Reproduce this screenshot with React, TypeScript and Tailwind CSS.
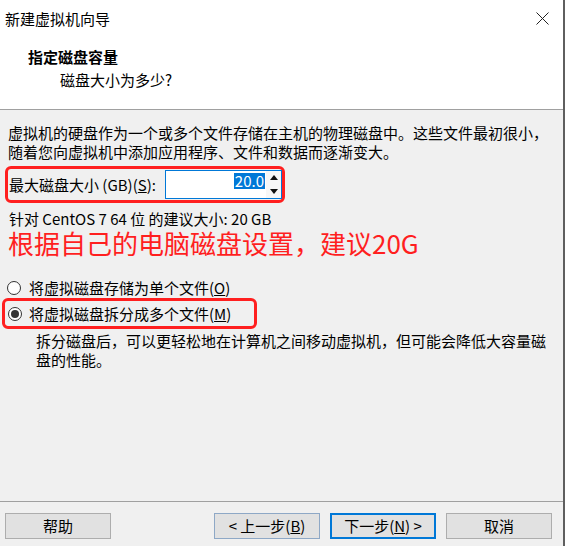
const font = { fontFamily: '"Noto Sans CJK SC", "Noto Sans", sans-serif' };

function Radio({ checked }: { checked?: boolean }) {
	return (
		<span className="w-[14px] h-[14px] rounded-full border border-[#333] bg-white flex items-center justify-center shrink-0">
			{checked && <span className="w-[8px] h-[8px] rounded-full bg-[#333]" />}
		</span>
	);
}

function Button({ children, variant }: { children: React.ReactNode; variant?: "default" | "hover" | "focus" }) {
	const border =
		variant === "focus"
			? "border-2 border-[#0078d7]"
			: variant === "hover"
				? "border border-[#8ea8c6]"
				: "border border-[#adadad]";
	return (
		<div className={`w-[106px] h-[26px] bg-[#e1e1e1] ${border} flex items-center justify-center text-[15px] leading-[18px] text-black`}>
			{children}
		</div>
	);
}

export default function App() {
	return (
		<div className="w-[565px] h-[546px] flex flex-col bg-[#f0f0f0] border-r-2 border-[#5f5f5f] overflow-hidden text-black" style={font}>
			{/* header */}
			<div className="h-[110px] bg-white border-b border-[#a0a0a0] flex flex-col shrink-0">
				<div className="flex justify-between items-center pl-[5px] pr-[14px] pt-[9px] h-[29px]">
					<span className="text-[15px] leading-[20px]">新建虚拟机向导</span>
					<svg width="13" height="13" viewBox="0 0 13 13" className="mb-[1px]">
						<path d="M0.5 0.5 L12.5 12.5 M12.5 0.5 L0.5 12.5" stroke="#222" strokeWidth="1" />
					</svg>
				</div>
				<div className="pl-[28px] mt-[18px] text-[15px] leading-[20px] font-bold">指定磁盘容量</div>
				<div className="pl-[60px] mt-[3px] text-[15px] leading-[20px]">磁盘大小为多少?</div>
			</div>

			{/* body */}
			<div className="flex-1 flex flex-col text-[15px] leading-[19px]">
				<p className="pl-[8px] pt-[13px]">
					虚拟机的硬盘作为一个或多个文件存储在主机的物理磁盘中。这些文件最初很小，
					<br />
					随着您向虚拟机中添加应用程序、文件和数据而逐渐变大。
				</p>

				<div className="ml-[5px] mt-[5px] w-[280px] h-[37px] border-[3px] border-[#ff1f1f] rounded-[6px] flex items-center justify-between pl-[1px]">
					<span>
						最大磁盘大小 (GB)(<span className="underline">S</span>):
					</span>
					<div className="w-[117px] h-[29px] border border-[#0078d7] bg-white flex">
						<div className="flex-1 flex justify-end items-start pt-[2px] pr-[1px]">
							<span className="bg-[#0078d7] text-white px-[1px] leading-[16px]">20.0</span>
						</div>
						<div className="w-[15px] flex flex-col bg-[#f7f7f7]">
							<div className="flex-1 flex items-center justify-center">
								<svg width="8" height="5" viewBox="0 0 8 5">
									<path d="M0 5 L4 0 L8 5 Z" fill="#111" />
								</svg>
							</div>
							<div className="flex-1 flex items-center justify-center">
								<svg width="8" height="5" viewBox="0 0 8 5">
									<path d="M0 0 L8 0 L4 5 Z" fill="#111" />
								</svg>
							</div>
						</div>
					</div>
				</div>

				<div className="pl-[9px] mt-[6px]">针对 CentOS 7 64 位 的建议大小: 20 GB</div>
				<div className="pl-[8px] text-[26px] leading-[30px] text-[#ff1f1f]">根据自己的电脑磁盘设置，建议20G</div>

				<label className="pl-[7px] mt-[20px] flex items-center gap-[8px]">
					<Radio />
					<span>
						将虚拟磁盘存储为单个文件(<span className="underline">O</span>)
					</span>
				</label>

				<div className="ml-[2px] mt-[1px] w-[255px] h-[31px] border-[3px] border-[#ff1f1f] rounded-[6px] flex items-center pl-[3px] gap-[7px]">
					<Radio checked />
					<span>
						将虚拟磁盘拆分成多个文件(<span className="underline">M</span>)
					</span>
				</div>

				<p className="pl-[36px] mt-[2px]">
					拆分磁盘后，可以更轻松地在计算机之间移动虚拟机，但可能会降低大容量磁
					<br />
					盘的性能。
				</p>
			</div>

			{/* footer */}
			<div className="border-t border-[#a0a0a0] h-[45px] shrink-0 flex items-start pt-[11px] pl-[5px] pr-[11px]">
				<Button>帮助</Button>
				<div className="flex-1" />
				<div className="flex gap-[10px]">
					<Button variant="hover">
						&lt; 上一步(<span className="underline">B</span>)
					</Button>
					<Button variant="focus">
						下一步(<span className="underline">N</span>) &gt;
					</Button>
					<Button>取消</Button>
				</div>
			</div>
		</div>
	);
}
____
**Brief:** Without the pictures, retype the whole of the material above exactly.

**Complete response:**
Reproduce this screenshot with React, TypeScript and Tailwind CSS.
const font = { fontFamily: '"Noto Sans CJK SC", "Noto Sans", sans-serif' };

function Radio({ checked }: { checked?: boolean }) {
	return (
		<span className="w-[14px] h-[14px] rounded-full border border-[#333] bg-white flex items-center justify-center shrink-0">
			{checked && <span className="w-[8px] h-[8px] rounded-full bg-[#333]" />}
		</span>
	);
}

function Button({ children, variant }: { children: React.ReactNode; variant?: "default" | "hover" | "focus" }) {
	const border =
		variant === "focus"
			? "border-2 border-[#0078d7]"
			: variant === "hover"
				? "border border-[#8ea8c6]"
				: "border border-[#adadad]";
	return (
		<div className={`w-[106px] h-[26px] bg-[#e1e1e1] ${border} flex items-center justify-center text-[15px] leading-[18px] text-black`}>
			{children}
		</div>
	);
}

export default function App() {
	return (
		<div className="w-[565px] h-[546px] flex flex-col bg-[#f0f0f0] border-r-2 border-[#5f5f5f] overflow-hidden text-black" style={font}>
			{/* header */}
			<div className="h-[110px] bg-white border-b border-[#a0a0a0] flex flex-col shrink-0">
				<div className="flex justify-between items-center pl-[5px] pr-[14px] pt-[9px] h-[29px]">
					<span className="text-[15px] leading-[20px]">新建虚拟机向导</span>
					<svg width="13" height="13" viewBox="0 0 13 13" className="mb-[1px]">
						<path d="M0.5 0.5 L12.5 12.5 M12.5 0.5 L0.5 12.5" stroke="#222" strokeWidth="1" />
					</svg>
				</div>
				<div className="pl-[28px] mt-[18px] text-[15px] leading-[20px] font-bold">指定磁盘容量</div>
				<div className="pl-[60px] mt-[3px] text-[15px] leading-[20px]">磁盘大小为多少?</div>
			</div>

			{/* body */}
			<div className="flex-1 flex flex-col text-[15px] leading-[19px]">
				<p className="pl-[8px] pt-[13px]">
					虚拟机的硬盘作为一个或多个文件存储在主机的物理磁盘中。这些文件最初很小，
					<br />
					随着您向虚拟机中添加应用程序、文件和数据而逐渐变大。
				</p>

				<div className="ml-[5px] mt-[5px] w-[280px] h-[37px] border-[3px] border-[#ff1f1f] rounded-[6px] flex items-center justify-between pl-[1px]">
					<span>
						最大磁盘大小 (GB)(<span className="underline">S</span>):
					</span>
					<div className="w-[117px] h-[29px] border border-[#0078d7] bg-white flex">
						<div className="flex-1 flex justify-end items-start pt-[2px] pr-[1px]">
							<span className="bg-[#0078d7] text-white px-[1px] leading-[16px]">20.0</span>
						</div>
						<div className="w-[15px] flex flex-col bg-[#f7f7f7]">
							<div className="flex-1 flex items-center justify-center">
								<svg width="8" height="5" viewBox="0 0 8 5">
									<path d="M0 5 L4 0 L8 5 Z" fill="#111" />
								</svg>
							</div>
							<div className="flex-1 flex items-center justify-center">
								<svg width="8" height="5" viewBox="0 0 8 5">
									<path d="M0 0 L8 0 L4 5 Z" fill="#111" />
								</svg>
							</div>
						</div>
					</div>
				</div>

				<div className="pl-[9px] mt-[6px]">针对 CentOS 7 64 位 的建议大小: 20 GB</div>
				<div className="pl-[8px] text-[26px] leading-[30px] text-[#ff1f1f]">根据自己的电脑磁盘设置，建议20G</div>

				<label className="pl-[7px] mt-[20px] flex items-center gap-[8px]">
					<Radio />
					<span>
						将虚拟磁盘存储为单个文件(<span className="underline">O</span>)
					</span>
				</label>

				<div className="ml-[2px] mt-[1px] w-[255px] h-[31px] border-[3px] border-[#ff1f1f] rounded-[6px] flex items-center pl-[3px] gap-[7px]">
					<Radio checked />
					<span>
						将虚拟磁盘拆分成多个文件(<span className="underline">M</span>)
					</span>
				</div>

				<p className="pl-[36px] mt-[2px]">
					拆分磁盘后，可以更轻松地在计算机之间移动虚拟机，但可能会降低大容量磁
					<br />
					盘的性能。
				</p>
			</div>

			{/* footer */}
			<div className="border-t border-[#a0a0a0] h-[45px] shrink-0 flex items-start pt-[11px] pl-[5px] pr-[11px]">
				<Button>帮助</Button>
				<div className="flex-1" />
				<div className="flex gap-[10px]">
					<Button variant="hover">
						&lt; 上一步(<span className="underline">B</span>)
					</Button>
					<Button variant="focus">
						下一步(<span className="underline">N</span>) &gt;
					</Button>
					<Button>取消</Button>
				</div>
			</div>
		</div>
	);
}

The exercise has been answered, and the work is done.